== GIVEN DATA
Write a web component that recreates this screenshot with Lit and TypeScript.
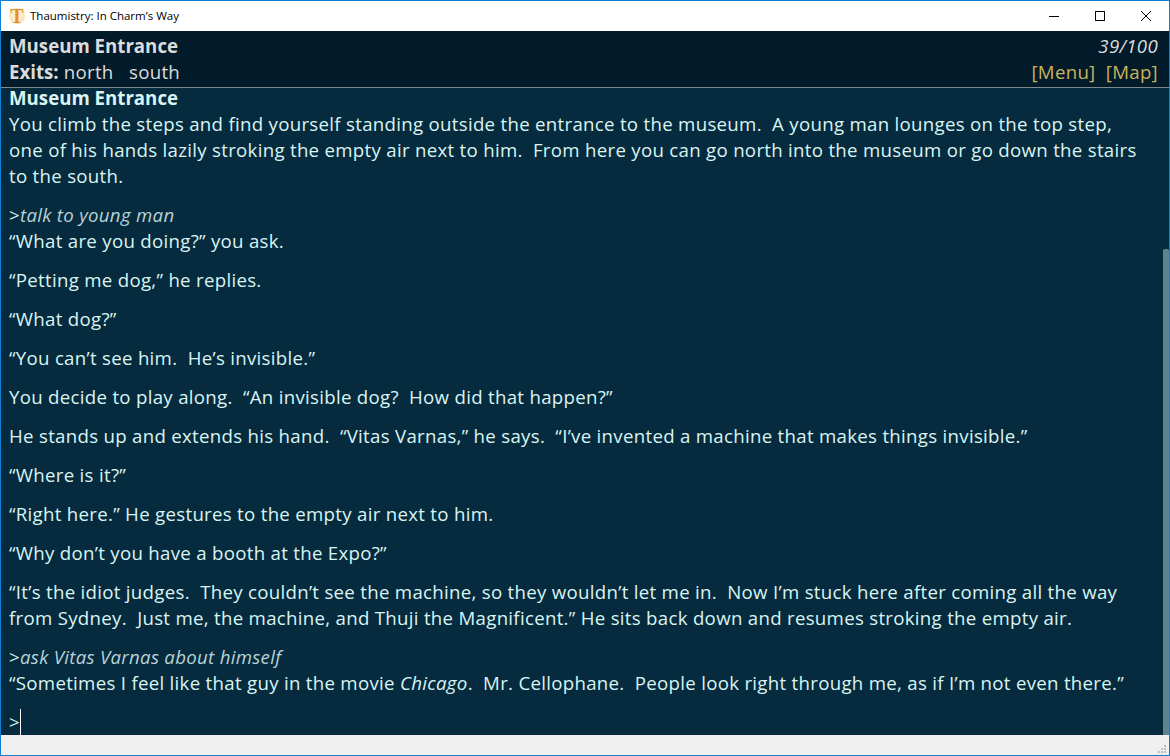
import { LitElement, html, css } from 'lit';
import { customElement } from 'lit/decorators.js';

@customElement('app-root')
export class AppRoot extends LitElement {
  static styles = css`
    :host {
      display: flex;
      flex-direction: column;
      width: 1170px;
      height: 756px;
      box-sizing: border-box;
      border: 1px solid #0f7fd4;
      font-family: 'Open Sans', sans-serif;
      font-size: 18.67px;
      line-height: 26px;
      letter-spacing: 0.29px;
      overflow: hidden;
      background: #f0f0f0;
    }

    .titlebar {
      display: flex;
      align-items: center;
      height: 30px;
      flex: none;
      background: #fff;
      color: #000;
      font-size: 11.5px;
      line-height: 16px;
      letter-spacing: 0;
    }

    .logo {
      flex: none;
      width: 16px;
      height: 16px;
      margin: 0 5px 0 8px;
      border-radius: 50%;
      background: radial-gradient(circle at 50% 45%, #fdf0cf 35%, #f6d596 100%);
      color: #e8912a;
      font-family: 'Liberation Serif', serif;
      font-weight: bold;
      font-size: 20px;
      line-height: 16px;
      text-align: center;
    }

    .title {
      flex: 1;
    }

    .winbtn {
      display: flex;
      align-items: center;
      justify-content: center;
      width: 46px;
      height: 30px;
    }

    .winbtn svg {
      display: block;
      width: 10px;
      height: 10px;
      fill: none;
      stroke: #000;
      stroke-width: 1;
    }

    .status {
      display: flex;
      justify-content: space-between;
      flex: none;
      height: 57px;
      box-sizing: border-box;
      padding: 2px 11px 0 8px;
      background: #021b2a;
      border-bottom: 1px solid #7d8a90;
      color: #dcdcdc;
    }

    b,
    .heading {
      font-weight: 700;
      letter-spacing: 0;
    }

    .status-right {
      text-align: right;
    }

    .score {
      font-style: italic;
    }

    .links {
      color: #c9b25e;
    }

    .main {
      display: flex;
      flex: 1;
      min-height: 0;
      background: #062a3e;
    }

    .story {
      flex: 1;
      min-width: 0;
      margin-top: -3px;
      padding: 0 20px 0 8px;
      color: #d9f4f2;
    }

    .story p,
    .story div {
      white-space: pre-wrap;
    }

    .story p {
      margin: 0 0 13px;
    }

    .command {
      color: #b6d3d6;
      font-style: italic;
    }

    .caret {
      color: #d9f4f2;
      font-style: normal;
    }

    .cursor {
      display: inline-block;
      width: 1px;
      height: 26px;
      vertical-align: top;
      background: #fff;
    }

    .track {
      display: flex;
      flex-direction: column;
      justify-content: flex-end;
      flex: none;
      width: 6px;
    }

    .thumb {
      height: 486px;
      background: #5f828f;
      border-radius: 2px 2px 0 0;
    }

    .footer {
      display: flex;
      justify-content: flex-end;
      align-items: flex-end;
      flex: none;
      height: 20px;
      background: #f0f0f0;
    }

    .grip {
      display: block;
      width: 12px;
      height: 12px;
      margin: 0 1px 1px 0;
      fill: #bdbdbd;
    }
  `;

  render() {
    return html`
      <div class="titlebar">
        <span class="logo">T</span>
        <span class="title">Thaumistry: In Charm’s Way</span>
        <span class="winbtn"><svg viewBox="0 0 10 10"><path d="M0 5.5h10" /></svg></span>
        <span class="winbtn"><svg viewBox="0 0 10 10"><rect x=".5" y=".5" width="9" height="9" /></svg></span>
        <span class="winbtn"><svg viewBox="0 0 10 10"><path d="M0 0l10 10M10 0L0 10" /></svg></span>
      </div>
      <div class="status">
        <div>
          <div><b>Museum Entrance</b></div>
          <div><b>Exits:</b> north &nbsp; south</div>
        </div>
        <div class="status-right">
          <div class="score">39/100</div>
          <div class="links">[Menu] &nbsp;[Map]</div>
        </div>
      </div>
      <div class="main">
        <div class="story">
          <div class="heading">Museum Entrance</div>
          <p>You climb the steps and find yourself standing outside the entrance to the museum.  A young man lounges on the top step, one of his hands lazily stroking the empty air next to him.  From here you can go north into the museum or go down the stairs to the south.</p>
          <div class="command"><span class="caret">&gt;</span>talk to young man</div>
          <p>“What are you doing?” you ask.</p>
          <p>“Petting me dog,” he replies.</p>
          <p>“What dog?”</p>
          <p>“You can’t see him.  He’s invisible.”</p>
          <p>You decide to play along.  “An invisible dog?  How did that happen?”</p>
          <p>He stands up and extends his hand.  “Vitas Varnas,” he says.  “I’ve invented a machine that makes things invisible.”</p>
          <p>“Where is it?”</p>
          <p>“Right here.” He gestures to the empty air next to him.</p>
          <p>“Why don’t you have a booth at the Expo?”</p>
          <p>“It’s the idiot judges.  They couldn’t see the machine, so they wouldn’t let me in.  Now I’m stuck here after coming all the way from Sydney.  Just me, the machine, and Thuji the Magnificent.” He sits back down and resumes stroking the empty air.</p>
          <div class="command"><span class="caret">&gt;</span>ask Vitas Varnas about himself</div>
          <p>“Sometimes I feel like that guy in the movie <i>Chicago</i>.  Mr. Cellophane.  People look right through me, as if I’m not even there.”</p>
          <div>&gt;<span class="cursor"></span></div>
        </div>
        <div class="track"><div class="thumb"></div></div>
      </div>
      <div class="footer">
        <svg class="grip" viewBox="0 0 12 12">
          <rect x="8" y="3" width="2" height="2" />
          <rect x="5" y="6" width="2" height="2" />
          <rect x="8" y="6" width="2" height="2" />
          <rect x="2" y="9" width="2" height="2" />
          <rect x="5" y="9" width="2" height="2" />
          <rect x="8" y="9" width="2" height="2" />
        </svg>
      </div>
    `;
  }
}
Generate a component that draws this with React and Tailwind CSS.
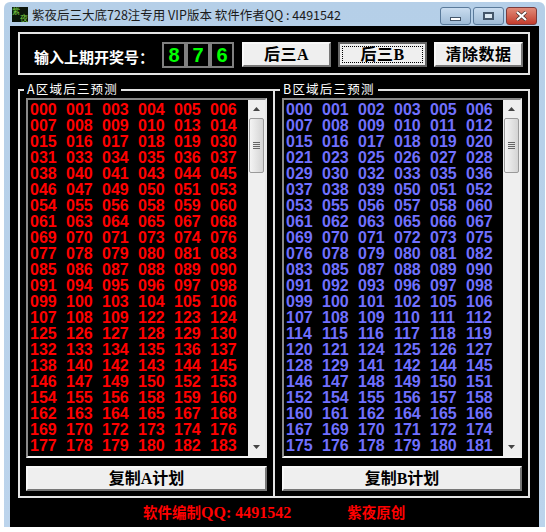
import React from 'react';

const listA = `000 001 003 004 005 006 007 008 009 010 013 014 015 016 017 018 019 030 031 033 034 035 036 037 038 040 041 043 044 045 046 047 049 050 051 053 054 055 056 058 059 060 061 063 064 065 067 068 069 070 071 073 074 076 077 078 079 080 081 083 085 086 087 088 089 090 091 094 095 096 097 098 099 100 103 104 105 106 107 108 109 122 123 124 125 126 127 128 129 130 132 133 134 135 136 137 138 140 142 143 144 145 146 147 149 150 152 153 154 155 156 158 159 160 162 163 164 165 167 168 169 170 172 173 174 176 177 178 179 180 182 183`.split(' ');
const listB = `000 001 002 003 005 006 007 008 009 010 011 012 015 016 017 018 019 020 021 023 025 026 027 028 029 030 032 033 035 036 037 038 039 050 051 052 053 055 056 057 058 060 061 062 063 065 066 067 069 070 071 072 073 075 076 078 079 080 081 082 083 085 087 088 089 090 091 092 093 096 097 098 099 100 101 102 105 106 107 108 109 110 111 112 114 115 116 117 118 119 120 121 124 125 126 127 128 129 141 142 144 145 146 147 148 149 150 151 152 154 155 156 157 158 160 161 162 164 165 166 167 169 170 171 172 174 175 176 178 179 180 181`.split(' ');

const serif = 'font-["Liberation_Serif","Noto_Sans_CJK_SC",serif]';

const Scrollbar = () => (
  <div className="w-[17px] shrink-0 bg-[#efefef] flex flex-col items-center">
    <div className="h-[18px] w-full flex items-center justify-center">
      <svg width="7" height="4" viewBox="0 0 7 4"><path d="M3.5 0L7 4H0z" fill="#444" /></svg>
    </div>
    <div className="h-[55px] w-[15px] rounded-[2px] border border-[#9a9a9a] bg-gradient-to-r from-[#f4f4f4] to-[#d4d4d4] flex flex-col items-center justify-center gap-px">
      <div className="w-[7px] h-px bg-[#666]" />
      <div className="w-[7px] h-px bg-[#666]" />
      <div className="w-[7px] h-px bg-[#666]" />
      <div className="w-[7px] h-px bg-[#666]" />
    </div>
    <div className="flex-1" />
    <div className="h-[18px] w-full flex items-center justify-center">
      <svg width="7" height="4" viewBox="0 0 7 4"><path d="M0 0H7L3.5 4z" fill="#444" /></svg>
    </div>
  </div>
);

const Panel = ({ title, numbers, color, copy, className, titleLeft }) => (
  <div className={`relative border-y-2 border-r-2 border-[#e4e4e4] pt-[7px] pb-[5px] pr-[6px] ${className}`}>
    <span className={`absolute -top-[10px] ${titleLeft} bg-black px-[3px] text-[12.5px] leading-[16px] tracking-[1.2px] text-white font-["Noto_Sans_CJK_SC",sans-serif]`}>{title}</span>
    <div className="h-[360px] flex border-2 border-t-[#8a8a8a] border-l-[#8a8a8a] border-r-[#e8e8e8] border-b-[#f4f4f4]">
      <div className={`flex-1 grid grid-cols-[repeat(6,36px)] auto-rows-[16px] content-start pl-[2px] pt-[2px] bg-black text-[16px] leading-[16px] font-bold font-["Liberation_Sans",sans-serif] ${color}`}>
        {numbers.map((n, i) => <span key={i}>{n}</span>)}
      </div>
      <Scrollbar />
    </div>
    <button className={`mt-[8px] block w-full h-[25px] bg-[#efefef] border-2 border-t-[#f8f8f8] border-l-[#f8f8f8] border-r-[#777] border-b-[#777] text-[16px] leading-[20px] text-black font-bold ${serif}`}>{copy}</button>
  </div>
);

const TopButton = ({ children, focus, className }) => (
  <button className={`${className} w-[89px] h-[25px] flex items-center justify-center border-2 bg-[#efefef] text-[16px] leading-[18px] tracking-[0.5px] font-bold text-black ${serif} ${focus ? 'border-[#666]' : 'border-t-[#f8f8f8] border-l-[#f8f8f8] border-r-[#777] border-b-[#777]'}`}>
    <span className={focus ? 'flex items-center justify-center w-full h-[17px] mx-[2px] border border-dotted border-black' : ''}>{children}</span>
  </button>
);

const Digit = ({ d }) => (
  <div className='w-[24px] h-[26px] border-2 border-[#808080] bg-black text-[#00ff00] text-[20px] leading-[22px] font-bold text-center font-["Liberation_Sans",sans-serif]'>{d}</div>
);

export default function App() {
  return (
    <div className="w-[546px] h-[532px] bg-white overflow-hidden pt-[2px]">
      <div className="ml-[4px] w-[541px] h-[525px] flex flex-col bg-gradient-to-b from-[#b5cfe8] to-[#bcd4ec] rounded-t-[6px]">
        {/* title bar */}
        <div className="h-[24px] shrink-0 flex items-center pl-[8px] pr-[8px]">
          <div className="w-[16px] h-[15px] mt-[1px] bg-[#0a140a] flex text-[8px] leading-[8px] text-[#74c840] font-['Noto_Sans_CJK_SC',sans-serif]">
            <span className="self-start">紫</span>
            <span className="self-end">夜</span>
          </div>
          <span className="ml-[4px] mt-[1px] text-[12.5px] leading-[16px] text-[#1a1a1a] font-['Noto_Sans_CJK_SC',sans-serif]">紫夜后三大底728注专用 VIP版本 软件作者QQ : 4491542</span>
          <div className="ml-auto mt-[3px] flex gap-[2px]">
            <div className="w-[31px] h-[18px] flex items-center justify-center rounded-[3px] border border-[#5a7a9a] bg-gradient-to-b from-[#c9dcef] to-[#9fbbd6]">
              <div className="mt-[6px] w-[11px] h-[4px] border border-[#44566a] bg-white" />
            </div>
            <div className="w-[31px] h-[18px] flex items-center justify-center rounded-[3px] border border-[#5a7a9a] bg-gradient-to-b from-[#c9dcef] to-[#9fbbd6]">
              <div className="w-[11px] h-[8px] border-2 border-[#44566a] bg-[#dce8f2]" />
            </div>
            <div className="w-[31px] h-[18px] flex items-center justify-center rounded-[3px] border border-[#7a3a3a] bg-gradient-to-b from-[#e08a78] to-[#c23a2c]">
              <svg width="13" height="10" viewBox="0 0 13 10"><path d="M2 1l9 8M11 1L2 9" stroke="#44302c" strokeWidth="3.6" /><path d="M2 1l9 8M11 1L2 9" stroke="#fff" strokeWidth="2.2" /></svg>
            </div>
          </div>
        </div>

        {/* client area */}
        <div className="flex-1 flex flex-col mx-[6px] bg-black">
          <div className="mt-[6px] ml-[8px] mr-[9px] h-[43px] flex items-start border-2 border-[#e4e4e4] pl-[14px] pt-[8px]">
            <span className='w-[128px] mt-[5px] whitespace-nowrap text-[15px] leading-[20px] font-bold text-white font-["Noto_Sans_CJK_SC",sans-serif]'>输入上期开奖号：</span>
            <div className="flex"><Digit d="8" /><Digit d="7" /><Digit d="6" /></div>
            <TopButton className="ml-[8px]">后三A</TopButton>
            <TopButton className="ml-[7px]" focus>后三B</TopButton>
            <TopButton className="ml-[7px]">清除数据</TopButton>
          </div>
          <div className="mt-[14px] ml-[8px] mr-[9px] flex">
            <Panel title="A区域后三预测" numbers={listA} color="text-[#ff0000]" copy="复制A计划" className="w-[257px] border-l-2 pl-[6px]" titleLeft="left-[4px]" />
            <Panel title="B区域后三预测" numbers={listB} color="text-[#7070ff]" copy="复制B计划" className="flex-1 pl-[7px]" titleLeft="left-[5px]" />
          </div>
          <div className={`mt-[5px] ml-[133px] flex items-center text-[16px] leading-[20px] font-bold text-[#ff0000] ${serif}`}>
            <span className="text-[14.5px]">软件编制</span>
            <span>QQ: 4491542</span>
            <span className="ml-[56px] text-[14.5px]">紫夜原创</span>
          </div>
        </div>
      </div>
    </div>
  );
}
====
**JOB**
Only the lines from the one bearing "Generate a component" to the one bearing "import React from 'react';", both included, should be restated word for word, with pictures left out.

**RESPONSE FOR THIS EXERCISE**
Generate a component that draws this with React and Tailwind CSS.
import React from 'react';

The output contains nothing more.